Four years have passed, and Dozer has been doing just that. He is the silliest and naughtiest pig at the sanctuary and keeps everyone laughing. He goes wherever he wants to go and does whatever he wants to do.
“We’re constantly hearing people say ‘Dozer, Dozer don’t do that,’ or ‘Dozer broke a fence again,’ and ‘what has he gotten into now?’” Alesja says, laughing.
To say he is larger than life is putting it mildly. He was a big piglet when he arrived at Blind Spot, and continues to grow. He has formed a family with several potbellied pigs and has finally realized that he is much bigger than they are, Alesja says.
Those potbellied pigs, who once bossed Dozer around, have relinquished their alpha pig status to him, and he now leads the herd.
Dozer, unaware of his large size, decides to take a dip in a little pool on a scorching day. He crushes it to the ground, but it works for him.

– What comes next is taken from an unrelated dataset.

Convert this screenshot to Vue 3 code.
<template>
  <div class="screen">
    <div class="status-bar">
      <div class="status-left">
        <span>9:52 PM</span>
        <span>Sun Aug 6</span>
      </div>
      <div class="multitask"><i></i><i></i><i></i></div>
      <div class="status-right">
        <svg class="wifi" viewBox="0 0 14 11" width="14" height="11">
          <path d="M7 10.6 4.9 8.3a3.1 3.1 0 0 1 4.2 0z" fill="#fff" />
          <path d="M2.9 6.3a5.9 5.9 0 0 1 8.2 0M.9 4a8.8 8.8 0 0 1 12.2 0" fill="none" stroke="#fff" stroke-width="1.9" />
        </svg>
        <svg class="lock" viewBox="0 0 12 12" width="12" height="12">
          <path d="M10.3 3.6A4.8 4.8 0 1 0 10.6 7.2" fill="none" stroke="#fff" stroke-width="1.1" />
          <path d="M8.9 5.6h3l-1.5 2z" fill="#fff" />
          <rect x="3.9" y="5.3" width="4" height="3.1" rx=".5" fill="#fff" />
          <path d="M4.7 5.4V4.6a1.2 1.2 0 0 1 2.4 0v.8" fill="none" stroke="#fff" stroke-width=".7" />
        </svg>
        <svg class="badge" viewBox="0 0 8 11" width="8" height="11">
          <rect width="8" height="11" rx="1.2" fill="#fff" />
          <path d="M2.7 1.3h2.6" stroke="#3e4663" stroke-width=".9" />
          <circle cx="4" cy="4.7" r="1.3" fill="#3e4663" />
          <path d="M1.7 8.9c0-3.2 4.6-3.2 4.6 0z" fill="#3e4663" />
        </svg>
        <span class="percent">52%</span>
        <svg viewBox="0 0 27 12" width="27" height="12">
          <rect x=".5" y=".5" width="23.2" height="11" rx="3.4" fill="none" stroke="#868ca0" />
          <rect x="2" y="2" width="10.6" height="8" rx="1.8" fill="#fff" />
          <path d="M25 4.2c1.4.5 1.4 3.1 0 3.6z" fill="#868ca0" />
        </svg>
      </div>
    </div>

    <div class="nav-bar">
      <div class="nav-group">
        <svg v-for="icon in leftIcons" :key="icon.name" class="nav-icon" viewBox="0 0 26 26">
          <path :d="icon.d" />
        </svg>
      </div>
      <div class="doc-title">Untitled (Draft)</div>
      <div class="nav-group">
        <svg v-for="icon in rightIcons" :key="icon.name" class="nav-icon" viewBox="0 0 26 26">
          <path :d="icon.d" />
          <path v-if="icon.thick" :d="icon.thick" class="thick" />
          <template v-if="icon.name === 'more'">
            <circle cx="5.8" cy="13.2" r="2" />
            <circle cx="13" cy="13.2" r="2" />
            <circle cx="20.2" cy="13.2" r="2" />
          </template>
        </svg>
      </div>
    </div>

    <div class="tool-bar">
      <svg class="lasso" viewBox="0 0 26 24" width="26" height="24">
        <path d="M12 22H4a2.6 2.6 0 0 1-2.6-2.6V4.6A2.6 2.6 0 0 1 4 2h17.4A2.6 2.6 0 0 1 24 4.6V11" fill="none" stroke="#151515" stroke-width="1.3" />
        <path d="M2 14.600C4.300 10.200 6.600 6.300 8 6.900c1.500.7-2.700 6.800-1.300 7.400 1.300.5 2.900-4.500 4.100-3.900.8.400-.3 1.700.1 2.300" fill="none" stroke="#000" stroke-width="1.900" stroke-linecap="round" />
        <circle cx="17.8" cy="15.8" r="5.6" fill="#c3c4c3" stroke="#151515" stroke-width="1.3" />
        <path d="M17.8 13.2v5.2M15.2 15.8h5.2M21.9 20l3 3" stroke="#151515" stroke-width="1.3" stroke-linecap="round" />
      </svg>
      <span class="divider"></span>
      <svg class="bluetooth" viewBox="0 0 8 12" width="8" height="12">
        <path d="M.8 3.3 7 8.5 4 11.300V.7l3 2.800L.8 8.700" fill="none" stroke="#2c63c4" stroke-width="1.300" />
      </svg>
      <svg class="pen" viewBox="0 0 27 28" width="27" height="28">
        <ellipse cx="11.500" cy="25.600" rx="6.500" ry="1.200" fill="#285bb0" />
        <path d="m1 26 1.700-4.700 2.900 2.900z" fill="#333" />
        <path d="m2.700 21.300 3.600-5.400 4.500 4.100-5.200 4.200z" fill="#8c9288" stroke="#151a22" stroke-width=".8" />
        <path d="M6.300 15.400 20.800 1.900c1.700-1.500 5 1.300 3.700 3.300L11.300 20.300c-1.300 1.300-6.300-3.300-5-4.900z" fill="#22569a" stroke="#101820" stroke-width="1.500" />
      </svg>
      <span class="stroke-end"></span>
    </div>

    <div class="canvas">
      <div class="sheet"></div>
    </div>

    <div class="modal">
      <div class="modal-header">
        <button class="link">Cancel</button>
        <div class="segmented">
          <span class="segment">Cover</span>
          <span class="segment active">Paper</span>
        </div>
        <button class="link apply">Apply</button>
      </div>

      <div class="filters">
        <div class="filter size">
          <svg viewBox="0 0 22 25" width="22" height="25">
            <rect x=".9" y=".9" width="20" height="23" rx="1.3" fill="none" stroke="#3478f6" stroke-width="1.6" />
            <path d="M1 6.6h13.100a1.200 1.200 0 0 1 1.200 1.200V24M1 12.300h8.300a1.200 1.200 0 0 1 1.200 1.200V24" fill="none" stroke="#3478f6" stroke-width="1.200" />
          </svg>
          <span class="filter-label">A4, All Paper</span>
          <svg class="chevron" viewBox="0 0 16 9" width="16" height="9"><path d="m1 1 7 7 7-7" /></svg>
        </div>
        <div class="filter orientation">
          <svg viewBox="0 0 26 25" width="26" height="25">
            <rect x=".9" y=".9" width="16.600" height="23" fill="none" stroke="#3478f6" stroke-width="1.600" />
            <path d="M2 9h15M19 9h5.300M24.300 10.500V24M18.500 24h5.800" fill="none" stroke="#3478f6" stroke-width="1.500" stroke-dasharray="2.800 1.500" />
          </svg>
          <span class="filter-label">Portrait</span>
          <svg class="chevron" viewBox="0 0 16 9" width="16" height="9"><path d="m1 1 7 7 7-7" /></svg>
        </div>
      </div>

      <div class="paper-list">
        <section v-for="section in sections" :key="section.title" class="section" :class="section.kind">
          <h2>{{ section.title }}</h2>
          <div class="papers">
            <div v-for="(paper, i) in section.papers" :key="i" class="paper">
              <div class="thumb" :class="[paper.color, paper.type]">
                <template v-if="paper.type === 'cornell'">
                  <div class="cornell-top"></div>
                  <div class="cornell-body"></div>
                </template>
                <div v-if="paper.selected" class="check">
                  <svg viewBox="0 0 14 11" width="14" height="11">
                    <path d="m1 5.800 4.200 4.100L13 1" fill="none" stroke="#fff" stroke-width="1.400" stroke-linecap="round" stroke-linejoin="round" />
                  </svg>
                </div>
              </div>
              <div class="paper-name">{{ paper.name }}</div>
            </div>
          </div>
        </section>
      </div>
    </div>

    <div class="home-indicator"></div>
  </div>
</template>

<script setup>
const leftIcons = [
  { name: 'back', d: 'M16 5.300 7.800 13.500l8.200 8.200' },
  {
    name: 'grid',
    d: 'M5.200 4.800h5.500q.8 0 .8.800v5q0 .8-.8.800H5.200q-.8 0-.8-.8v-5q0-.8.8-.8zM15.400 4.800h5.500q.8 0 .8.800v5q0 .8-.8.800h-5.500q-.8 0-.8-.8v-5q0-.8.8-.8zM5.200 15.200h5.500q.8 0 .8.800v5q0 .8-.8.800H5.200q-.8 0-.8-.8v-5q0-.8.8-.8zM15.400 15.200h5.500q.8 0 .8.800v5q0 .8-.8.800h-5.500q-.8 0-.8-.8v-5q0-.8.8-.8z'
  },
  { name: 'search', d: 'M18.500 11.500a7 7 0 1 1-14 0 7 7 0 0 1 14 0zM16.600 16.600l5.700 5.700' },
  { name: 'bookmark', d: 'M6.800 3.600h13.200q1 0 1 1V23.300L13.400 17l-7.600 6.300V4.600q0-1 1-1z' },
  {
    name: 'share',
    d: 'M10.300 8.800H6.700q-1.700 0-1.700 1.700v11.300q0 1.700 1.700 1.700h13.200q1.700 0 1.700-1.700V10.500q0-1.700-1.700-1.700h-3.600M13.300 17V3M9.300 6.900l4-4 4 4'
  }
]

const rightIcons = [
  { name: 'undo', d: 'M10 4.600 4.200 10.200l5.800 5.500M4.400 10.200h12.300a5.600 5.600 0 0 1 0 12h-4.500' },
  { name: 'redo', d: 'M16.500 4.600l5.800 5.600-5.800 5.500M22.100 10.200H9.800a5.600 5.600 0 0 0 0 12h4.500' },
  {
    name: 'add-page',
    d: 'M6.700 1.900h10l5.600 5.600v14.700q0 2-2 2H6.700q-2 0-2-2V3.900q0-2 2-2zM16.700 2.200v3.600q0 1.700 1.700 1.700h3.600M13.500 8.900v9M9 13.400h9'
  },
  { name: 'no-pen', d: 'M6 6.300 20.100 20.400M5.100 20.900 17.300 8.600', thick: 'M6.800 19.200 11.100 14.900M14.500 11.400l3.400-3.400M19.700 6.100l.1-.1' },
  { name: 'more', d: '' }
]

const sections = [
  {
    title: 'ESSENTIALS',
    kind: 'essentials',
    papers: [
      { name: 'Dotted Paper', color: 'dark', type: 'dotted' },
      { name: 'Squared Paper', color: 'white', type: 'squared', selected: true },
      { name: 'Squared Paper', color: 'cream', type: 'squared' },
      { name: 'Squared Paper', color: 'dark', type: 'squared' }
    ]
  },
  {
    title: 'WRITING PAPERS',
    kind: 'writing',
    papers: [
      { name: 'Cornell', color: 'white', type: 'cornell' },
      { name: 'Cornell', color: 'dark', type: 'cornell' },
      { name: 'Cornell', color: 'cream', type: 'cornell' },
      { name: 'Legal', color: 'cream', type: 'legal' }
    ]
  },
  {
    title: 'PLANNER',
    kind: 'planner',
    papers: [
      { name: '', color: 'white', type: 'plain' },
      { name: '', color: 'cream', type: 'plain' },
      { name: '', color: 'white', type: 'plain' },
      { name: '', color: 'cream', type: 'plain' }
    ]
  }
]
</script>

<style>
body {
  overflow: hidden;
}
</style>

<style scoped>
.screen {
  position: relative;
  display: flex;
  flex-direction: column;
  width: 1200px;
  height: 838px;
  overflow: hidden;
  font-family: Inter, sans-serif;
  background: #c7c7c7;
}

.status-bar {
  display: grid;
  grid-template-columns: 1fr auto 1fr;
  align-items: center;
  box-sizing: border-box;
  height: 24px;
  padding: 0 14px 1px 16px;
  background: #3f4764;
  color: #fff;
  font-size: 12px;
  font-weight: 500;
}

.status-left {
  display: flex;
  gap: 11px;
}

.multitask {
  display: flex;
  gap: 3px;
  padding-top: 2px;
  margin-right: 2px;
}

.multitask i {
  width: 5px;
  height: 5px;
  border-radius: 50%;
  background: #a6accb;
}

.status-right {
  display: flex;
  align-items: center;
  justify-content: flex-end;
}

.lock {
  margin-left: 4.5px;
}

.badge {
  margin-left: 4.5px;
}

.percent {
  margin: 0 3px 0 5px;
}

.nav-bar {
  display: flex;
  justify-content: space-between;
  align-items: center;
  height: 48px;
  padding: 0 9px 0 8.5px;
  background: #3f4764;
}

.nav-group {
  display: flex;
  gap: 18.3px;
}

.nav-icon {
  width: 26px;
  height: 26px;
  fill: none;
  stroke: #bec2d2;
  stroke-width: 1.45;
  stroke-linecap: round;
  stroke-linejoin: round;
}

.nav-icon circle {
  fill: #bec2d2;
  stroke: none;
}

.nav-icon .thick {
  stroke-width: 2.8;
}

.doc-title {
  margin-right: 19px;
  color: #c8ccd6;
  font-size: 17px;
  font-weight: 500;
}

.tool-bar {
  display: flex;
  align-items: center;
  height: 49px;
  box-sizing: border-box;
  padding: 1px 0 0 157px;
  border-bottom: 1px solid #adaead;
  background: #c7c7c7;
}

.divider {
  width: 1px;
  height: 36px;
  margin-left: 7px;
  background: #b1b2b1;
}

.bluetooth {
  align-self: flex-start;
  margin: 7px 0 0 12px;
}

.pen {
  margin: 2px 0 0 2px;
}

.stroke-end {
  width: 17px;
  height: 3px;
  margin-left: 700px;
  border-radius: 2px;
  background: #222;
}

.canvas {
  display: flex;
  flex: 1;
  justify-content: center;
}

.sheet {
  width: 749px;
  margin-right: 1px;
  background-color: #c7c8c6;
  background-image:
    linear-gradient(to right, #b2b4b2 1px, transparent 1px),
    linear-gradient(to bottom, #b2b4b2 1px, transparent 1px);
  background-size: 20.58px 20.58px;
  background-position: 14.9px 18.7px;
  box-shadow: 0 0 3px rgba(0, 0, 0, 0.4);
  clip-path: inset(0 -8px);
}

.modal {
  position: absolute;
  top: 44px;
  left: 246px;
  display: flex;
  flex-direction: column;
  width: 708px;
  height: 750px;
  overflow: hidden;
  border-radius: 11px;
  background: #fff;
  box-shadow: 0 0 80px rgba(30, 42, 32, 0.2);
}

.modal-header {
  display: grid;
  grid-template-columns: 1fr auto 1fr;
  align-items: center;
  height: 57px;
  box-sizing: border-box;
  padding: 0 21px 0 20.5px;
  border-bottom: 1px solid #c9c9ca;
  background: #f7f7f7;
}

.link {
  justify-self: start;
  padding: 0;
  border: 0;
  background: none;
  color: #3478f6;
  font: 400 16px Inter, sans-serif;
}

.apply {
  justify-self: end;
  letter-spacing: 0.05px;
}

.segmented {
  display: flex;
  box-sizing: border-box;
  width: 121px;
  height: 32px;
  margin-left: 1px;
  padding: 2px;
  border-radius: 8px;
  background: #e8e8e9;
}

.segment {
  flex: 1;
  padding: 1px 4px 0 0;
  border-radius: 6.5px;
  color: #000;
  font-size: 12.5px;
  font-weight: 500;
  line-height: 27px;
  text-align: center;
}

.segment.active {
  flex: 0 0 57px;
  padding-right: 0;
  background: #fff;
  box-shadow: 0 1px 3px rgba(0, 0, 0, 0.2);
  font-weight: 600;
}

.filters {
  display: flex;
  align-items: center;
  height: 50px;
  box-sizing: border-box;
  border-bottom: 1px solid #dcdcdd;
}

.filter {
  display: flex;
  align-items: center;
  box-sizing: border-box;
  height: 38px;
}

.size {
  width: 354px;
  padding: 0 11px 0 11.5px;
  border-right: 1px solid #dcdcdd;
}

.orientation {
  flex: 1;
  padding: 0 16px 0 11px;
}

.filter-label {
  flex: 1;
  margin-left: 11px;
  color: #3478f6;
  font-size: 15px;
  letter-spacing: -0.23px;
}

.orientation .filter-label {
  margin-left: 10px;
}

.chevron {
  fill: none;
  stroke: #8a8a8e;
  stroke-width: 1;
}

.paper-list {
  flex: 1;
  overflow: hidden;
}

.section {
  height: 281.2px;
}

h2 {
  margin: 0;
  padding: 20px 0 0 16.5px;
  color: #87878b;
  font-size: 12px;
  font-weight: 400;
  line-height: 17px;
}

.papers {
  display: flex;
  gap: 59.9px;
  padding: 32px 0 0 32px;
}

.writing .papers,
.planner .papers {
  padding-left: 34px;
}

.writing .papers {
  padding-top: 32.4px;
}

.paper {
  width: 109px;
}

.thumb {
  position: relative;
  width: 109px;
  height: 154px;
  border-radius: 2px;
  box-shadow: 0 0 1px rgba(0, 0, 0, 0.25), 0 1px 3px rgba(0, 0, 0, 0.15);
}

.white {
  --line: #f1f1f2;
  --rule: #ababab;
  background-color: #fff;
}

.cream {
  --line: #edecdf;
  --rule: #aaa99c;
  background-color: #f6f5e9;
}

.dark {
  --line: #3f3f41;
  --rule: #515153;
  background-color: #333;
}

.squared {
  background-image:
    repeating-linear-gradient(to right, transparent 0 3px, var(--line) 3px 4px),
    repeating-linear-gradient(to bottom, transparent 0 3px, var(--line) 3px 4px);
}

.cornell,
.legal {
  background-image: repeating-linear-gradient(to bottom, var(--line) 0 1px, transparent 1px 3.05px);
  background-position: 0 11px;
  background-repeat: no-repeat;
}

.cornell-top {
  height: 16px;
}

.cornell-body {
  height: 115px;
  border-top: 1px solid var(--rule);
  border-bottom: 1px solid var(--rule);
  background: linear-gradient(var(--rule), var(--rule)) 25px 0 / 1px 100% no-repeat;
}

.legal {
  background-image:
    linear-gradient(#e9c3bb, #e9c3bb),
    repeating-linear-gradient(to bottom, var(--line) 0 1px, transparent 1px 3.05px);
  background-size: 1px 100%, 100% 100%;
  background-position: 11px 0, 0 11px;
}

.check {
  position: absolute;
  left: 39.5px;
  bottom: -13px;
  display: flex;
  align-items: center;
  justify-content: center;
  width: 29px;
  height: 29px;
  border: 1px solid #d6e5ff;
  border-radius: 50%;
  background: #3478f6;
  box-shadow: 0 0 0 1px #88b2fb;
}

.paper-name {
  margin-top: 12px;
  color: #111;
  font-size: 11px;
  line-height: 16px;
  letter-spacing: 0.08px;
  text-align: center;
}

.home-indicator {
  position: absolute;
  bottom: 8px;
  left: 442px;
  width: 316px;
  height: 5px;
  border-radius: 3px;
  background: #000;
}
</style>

Dozer craves attention, lives for a good belly rub, and loves eating snacks. He can sniff out an apple or a cookie from across the barn and doesn’t bother waiting for someone to offer him a tasty treat, preferring instead to help himself.
Once, a visitor came to BSAS for a tour and left food in her car and the door open. Dozer crawled inside to root it out. A news crew came out to produce a television segment about the sanctuary, and left a fast-food restaurant bag in their car. He found a way to break in and check out the bag hoping there were a few scraps inside.
Alesja laughs when she remembers a reporter approaching her and saying, “Ma’am, there’s a pig in my car.”[
Dozer became an ambassador for kindness as one of five pigs whose images were placed on billboards along Interstate 40 in the heart of the largest concentration of factory-farmed pigs in the United States. Alesja points to this form of advocacy as a step in the right direction toward a more compassionate world.
“If only society saw what we see in Dozer -- a highly intelligent, sweet, and social animal,” Alesja says. “The world would certainly be a better place.”
Dozer was a picture perfect model for a popular billboard on Interstate 40 in Duplin County, where millions of pigs just like him are raised for slaughter.